PROMPT: Skip every image and restate the data word for word.

---- DATA SECTION

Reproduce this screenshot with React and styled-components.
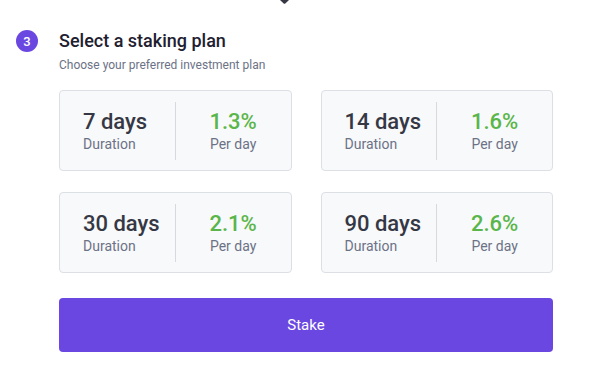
import React from "react";
import styled, { createGlobalStyle } from "styled-components";

const Global = createGlobalStyle`
  html, body { margin: 0; padding: 0; background: #ffffff; }
  body { font-family: Roboto, "Liberation Sans", sans-serif; -webkit-font-smoothing: antialiased; }
`;

const Page = styled.div`
  width: 604px;
  height: 378px;
  overflow: hidden;
  box-sizing: border-box;
  padding: 0 0 0 16px;
`;

const Connector = styled.div`
  height: 4px;
  margin-left: 264px;
  display: flex;
  align-items: flex-start;
  overflow: hidden;
`;

const Step = styled.div`
  display: grid;
  grid-template-columns: 22px 494px;
  column-gap: 21px;
  margin-top: 26px;
`;

const Badge = styled.div`
  width: 22px;
  height: 22px;
  border-radius: 50%;
  background: #6b47e1;
  color: #fff;
  font-size: 13px;
  font-weight: 500;
  display: flex;
  align-items: center;
  justify-content: center;
`;

const Content = styled.div`
  display: flex;
  flex-direction: column;
`;

const Title = styled.h2`
  margin: 0;
  font-size: 18px;
  line-height: 22px;
  font-weight: 500;
  color: #1e2030;
`;

const Subtitle = styled.p`
  margin: 6px 0 0;
  font-size: 12px;
  line-height: 15px;
  color: #6c7286;
`;

const PlanGrid = styled.div`
  display: grid;
  grid-template-columns: 1fr 1fr;
  column-gap: 29px;
  row-gap: 21px;
  margin-top: 17px;
`;

const Card = styled.div`
  height: 81px;
  box-sizing: border-box;
  border: 1px solid #dcdfe4;
  border-radius: 4px;
  background: #f8f9fb;
  display: grid;
  grid-template-columns: 1fr 1px 1fr;
  align-items: center;
`;

const Half = styled.div`
  display: flex;
  flex-direction: column;
  align-items: ${(p) => (p.$center ? "center" : "flex-start")};
  padding-left: ${(p) => (p.$center ? "0" : "23px")};
`;

const Divider = styled.div`
  width: 1px;
  height: 58px;
  background: #d6d9de;
`;

const Value = styled.div`
  font-size: 22px;
  line-height: 26px;
  font-weight: 500;
  color: ${(p) => (p.$green ? "#5ab64a" : "#353844")};
`;

const Label = styled.div`
  font-size: 14px;
  line-height: 17px;
  margin-top: 1px;
  color: #6c7286;
`;

const StakeButton = styled.button`
  margin-top: 25px;
  height: 54px;
  width: 100%;
  border: none;
  border-radius: 4px;
  background: #6b47e1;
  color: #ffffff;
  font-family: Roboto, "Liberation Sans", sans-serif;
  font-size: 15px;
  cursor: pointer;
`;

const plans = [
  { days: "7 days", rate: "1.3%" },
  { days: "14 days", rate: "1.6%" },
  { days: "30 days", rate: "2.1%" },
  { days: "90 days", rate: "2.6%" },
];

export default function App() {
  return (
    <>
      <Global />
      <Page>
        <Connector>
          <svg width="9" height="4" viewBox="0 0 9 4">
            <path d="M0 0 H9 L5.3 3.4 Q4.5 4.1 3.7 3.4 Z" fill="#353844" />
          </svg>
        </Connector>
        <Step>
          <Badge>3</Badge>
          <Content>
            <Title>Select a staking plan</Title>
            <Subtitle>Choose your preferred investment plan</Subtitle>
            <PlanGrid>
              {plans.map((p) => (
                <Card key={p.days}>
                  <Half>
                    <Value>{p.days}</Value>
                    <Label>Duration</Label>
                  </Half>
                  <Divider />
                  <Half $center>
                    <Value $green>{p.rate}</Value>
                    <Label>Per day</Label>
                  </Half>
                </Card>
              ))}
            </PlanGrid>
            <StakeButton>Stake</StakeButton>
          </Content>
        </Step>
      </Page>
    </>
  );
}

--------

OUTPUT:
Reproduce this screenshot with React and styled-components.
import React from "react";
import styled, { createGlobalStyle } from "styled-components";

const Global = createGlobalStyle`
  html, body { margin: 0; padding: 0; background: #ffffff; }
  body { font-family: Roboto, "Liberation Sans", sans-serif; -webkit-font-smoothing: antialiased; }
`;

const Page = styled.div`
  width: 604px;
  height: 378px;
  overflow: hidden;
  box-sizing: border-box;
  padding: 0 0 0 16px;
`;

const Connector = styled.div`
  height: 4px;
  margin-left: 264px;
  display: flex;
  align-items: flex-start;
  overflow: hidden;
`;

const Step = styled.div`
  display: grid;
  grid-template-columns: 22px 494px;
  column-gap: 21px;
  margin-top: 26px;
`;

const Badge = styled.div`
  width: 22px;
  height: 22px;
  border-radius: 50%;
  background: #6b47e1;
  color: #fff;
  font-size: 13px;
  font-weight: 500;
  display: flex;
  align-items: center;
  justify-content: center;
`;

const Content = styled.div`
  display: flex;
  flex-direction: column;
`;

const Title = styled.h2`
  margin: 0;
  font-size: 18px;
  line-height: 22px;
  font-weight: 500;
  color: #1e2030;
`;

const Subtitle = styled.p`
  margin: 6px 0 0;
  font-size: 12px;
  line-height: 15px;
  color: #6c7286;
`;

const PlanGrid = styled.div`
  display: grid;
  grid-template-columns: 1fr 1fr;
  column-gap: 29px;
  row-gap: 21px;
  margin-top: 17px;
`;

const Card = styled.div`
  height: 81px;
  box-sizing: border-box;
  border: 1px solid #dcdfe4;
  border-radius: 4px;
  background: #f8f9fb;
  display: grid;
  grid-template-columns: 1fr 1px 1fr;
  align-items: center;
`;

const Half = styled.div`
  display: flex;
  flex-direction: column;
  align-items: ${(p) => (p.$center ? "center" : "flex-start")};
  padding-left: ${(p) => (p.$center ? "0" : "23px")};
`;

const Divider = styled.div`
  width: 1px;
  height: 58px;
  background: #d6d9de;
`;

const Value = styled.div`
  font-size: 22px;
  line-height: 26px;
  font-weight: 500;
  color: ${(p) => (p.$green ? "#5ab64a" : "#353844")};
`;

const Label = styled.div`
  font-size: 14px;
  line-height: 17px;
  margin-top: 1px;
  color: #6c7286;
`;

const StakeButton = styled.button`
  margin-top: 25px;
  height: 54px;
  width: 100%;
  border: none;
  border-radius: 4px;
  background: #6b47e1;
  color: #ffffff;
  font-family: Roboto, "Liberation Sans", sans-serif;
  font-size: 15px;
  cursor: pointer;
`;

const plans = [
  { days: "7 days", rate: "1.3%" },
  { days: "14 days", rate: "1.6%" },
  { days: "30 days", rate: "2.1%" },
  { days: "90 days", rate: "2.6%" },
];

export default function App() {
  return (
    <>
      <Global />
      <Page>
        <Connector>
          <svg width="9" height="4" viewBox="0 0 9 4">
            <path d="M0 0 H9 L5.3 3.4 Q4.5 4.1 3.7 3.4 Z" fill="#353844" />
          </svg>
        </Connector>
        <Step>
          <Badge>3</Badge>
          <Content>
            <Title>Select a staking plan</Title>
            <Subtitle>Choose your preferred investment plan</Subtitle>
            <PlanGrid>
              {plans.map((p) => (
                <Card key={p.days}>
                  <Half>
                    <Value>{p.days}</Value>
                    <Label>Duration</Label>
                  </Half>
                  <Divider />
                  <Half $center>
                    <Value $green>{p.rate}</Value>
                    <Label>Per day</Label>
                  </Half>
                </Card>
              ))}
            </PlanGrid>
            <StakeButton>Stake</StakeButton>
          </Content>
        </Step>
      </Page>
    </>
  );
}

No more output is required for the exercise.